Chapter: Relations of Religion in the Graeco-Roman World: Formative Judaism and Christianity

DOI: 10.1558/equinox.42554

Blurb:

Contrary to presupposing a divine essence and cause, as scholars such as Van den Belt do in the theological approach, historian Steve Mason (Chapter 5) exemplifies a constructivist historical approach to religion. Mason analyses how people in the Graeco-Roman world (c.300 BCE to 300 CE) framed Jews and Christians. In line with Asad’s critique that much research in religious studies builds on conceptions that are specifically Christian rather than universal, Mason argues that the label “religion” obfuscates more than it illuminates when describing the ancient past of these two major traditions. To substantiate this claim, he begins by surveying what “shell categories” residents in the Graeco-Roman world used to communicate with each other and order their knowledge of the world.

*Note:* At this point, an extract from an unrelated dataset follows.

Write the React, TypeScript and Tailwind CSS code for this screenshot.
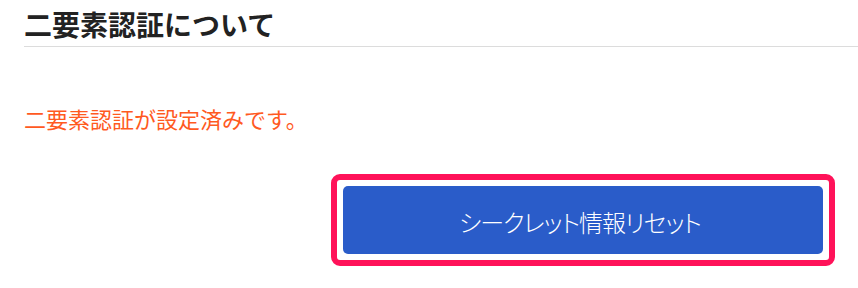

Informed by both ancient textual and material sources, Mason argues that a diverse and vibrant Judaean culture, with its own famed mother-city, law-giver and customs, temple, priesthood, sacrificial system, and a larger expatriate community was “freeze-dried” by later Christians and reduced to “Juda-ism” as a belief system. “Christianity” looked altogether different: Christians were small bands of men and women meeting secretly in members” houses to worship Christ. They refrained from animal sacrifices, and some expected imminent evacuation from the world. Mason concludes by considering how a historical understanding of these very different phenomena of a Judaean “ethnos” and what began as a kind of Christian “club” can help to explain such puzzles as the Christian polemic against and simultaneous attraction to “Judaism”, the “persecution” of Christians but not Jews, and “conversion” to Judaism or Christianity.